Articles of Incorporation are the primary rules for governing a corporation. Upon filing Articles of Incorporation with the Secretary of State (or Wisconsin Department of Financial Institutions), a corporation begins to exist as a separate legal entity from its founders. Bylaws govern the internal management of an organization and cover such topics as how directors are elected, how meetings will be run, what officers the organization will have and a description of the officers' duties.
An organization that is seeking to be recognized as exempt from income taxation must file either Form 1023, Application for Recognition of Exemption Under Section 501(c)(3) of the Internal Revenue Code, or Form 1024, Application for Recognition of Exemption Under Section 501(a) for Determination Under Section 120 of the Internal Revenue Code. Most charities -- religious, educational, health care, or scientific organizations -- must use Form 1023. All other types of nonprofit organizations must use Form 1024. Both forms are lengthy, require organizational and financial information, and can be found on the IRS' website: www.irs.gov.
Directors and officers of a nonprofit organization owe certain fiduciary duties to the organization.
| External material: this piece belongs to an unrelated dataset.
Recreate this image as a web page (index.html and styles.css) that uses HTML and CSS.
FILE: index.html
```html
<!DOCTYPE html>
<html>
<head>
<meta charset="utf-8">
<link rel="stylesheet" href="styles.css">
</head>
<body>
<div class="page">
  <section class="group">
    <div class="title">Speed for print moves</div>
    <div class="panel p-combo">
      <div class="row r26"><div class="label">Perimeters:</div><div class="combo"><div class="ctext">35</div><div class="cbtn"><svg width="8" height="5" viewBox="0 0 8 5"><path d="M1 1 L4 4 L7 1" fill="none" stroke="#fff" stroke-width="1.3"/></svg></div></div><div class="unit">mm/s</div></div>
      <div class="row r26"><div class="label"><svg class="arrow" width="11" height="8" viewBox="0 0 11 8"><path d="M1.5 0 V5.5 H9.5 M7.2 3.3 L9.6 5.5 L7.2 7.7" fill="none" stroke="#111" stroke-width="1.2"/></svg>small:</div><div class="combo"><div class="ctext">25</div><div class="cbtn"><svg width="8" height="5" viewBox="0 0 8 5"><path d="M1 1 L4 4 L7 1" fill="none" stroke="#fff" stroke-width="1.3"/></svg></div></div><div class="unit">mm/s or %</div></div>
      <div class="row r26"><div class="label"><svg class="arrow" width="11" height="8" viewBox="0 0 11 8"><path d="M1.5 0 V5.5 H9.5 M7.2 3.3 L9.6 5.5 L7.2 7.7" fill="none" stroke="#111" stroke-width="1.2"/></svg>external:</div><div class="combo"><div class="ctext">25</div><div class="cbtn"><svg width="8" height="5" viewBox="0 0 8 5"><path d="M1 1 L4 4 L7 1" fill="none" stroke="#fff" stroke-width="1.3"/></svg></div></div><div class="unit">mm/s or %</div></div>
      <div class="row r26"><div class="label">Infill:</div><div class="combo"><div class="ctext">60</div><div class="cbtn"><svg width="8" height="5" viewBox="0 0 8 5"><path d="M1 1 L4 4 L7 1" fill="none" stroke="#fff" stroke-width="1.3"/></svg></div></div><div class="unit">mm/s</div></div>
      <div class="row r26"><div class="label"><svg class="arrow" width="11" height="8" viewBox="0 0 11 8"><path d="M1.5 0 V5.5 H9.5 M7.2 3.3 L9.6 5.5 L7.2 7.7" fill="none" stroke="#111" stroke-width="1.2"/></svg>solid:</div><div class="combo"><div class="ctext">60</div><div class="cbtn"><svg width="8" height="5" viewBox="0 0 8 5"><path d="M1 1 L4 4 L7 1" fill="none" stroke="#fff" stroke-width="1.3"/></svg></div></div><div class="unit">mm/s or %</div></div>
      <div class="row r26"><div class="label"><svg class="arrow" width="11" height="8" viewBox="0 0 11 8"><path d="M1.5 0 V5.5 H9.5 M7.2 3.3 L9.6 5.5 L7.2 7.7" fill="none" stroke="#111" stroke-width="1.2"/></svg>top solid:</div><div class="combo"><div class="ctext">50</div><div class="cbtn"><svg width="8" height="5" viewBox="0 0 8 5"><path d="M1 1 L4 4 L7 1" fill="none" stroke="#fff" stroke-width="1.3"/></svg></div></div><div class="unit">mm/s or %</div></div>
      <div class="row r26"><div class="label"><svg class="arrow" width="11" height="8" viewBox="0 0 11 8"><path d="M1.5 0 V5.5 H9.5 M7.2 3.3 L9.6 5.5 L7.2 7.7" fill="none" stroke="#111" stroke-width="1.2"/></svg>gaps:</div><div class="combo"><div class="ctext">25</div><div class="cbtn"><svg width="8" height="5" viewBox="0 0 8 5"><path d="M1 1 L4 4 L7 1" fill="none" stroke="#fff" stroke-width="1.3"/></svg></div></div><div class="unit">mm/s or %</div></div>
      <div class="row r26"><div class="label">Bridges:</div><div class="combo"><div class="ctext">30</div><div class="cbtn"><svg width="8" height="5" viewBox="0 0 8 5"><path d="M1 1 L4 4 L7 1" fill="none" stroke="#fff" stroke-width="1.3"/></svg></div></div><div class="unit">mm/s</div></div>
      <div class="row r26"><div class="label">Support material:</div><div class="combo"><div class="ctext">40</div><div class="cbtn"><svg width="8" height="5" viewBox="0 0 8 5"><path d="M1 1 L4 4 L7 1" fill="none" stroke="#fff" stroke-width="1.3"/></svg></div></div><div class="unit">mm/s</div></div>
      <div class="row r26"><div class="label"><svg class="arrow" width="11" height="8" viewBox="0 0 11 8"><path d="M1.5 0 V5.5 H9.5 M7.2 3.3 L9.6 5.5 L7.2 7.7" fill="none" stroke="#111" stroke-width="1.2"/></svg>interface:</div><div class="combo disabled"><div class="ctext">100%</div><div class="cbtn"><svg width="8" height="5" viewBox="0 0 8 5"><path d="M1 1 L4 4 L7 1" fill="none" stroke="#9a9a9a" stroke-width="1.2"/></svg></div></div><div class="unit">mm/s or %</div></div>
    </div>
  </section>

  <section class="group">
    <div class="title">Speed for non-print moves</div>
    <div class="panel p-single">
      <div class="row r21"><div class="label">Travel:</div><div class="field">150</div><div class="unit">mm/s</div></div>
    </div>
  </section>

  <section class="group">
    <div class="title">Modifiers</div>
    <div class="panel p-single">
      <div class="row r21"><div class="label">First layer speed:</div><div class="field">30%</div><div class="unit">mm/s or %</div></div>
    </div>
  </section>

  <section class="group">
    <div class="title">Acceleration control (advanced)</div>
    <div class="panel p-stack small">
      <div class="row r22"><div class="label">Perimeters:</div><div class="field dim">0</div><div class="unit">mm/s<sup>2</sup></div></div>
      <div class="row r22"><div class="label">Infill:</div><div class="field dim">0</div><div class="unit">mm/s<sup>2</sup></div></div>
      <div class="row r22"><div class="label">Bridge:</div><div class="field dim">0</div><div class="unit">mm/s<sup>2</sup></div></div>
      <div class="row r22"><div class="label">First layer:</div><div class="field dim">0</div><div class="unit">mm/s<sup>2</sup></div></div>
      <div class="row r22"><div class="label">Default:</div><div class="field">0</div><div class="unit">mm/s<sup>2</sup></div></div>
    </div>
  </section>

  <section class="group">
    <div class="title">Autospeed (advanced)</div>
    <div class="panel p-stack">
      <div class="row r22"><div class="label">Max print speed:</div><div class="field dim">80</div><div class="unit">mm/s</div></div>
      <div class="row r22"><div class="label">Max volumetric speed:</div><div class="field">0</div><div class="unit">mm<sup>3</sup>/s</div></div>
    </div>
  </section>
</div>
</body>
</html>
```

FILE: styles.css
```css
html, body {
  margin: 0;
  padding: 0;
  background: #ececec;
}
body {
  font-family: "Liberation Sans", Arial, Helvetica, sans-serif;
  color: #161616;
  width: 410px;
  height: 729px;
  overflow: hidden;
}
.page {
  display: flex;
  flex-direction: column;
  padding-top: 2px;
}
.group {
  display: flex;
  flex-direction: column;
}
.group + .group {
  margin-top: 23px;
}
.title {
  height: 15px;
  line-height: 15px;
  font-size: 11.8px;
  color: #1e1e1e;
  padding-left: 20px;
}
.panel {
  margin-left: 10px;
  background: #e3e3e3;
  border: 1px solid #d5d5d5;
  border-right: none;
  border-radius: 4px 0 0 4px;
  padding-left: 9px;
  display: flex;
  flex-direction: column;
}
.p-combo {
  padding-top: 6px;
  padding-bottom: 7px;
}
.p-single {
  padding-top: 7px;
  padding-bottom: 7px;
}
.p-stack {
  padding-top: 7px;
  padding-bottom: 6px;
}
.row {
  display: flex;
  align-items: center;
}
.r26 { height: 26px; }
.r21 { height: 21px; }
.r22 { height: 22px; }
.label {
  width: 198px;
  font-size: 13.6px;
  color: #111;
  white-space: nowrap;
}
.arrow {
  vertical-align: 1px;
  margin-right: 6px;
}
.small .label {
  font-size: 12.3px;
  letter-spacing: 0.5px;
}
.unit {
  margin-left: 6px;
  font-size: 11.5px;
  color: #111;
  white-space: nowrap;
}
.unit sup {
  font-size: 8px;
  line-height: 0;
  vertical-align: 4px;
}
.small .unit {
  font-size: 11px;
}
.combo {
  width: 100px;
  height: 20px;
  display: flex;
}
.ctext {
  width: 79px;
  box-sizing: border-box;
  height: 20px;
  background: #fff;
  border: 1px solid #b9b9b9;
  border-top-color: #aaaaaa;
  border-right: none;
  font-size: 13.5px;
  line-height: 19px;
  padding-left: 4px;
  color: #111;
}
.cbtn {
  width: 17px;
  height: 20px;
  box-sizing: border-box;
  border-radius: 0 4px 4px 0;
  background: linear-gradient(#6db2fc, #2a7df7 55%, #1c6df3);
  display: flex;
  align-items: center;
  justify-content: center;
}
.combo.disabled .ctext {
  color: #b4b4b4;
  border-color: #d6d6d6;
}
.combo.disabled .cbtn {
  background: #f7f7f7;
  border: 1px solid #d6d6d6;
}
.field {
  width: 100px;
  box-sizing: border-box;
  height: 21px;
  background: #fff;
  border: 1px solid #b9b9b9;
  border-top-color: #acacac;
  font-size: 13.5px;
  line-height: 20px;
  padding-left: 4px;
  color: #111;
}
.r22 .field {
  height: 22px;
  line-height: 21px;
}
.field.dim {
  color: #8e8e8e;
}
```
A director or officer must act with the utmost care while providing service to the organization, must be loyal to the organization, must not profit from the organization, and must not place their needs above the needs of the organization.
Once created and recognized as tax-exempt by the IRS, a nonprofit organization must focus its efforts on its operations -- not unlike a for-profit corporation. Other legal issues that might need to be addressed include employment law matters, additional communications with the IRS and/or various other federal and state agencies, office lease and other contract reviews.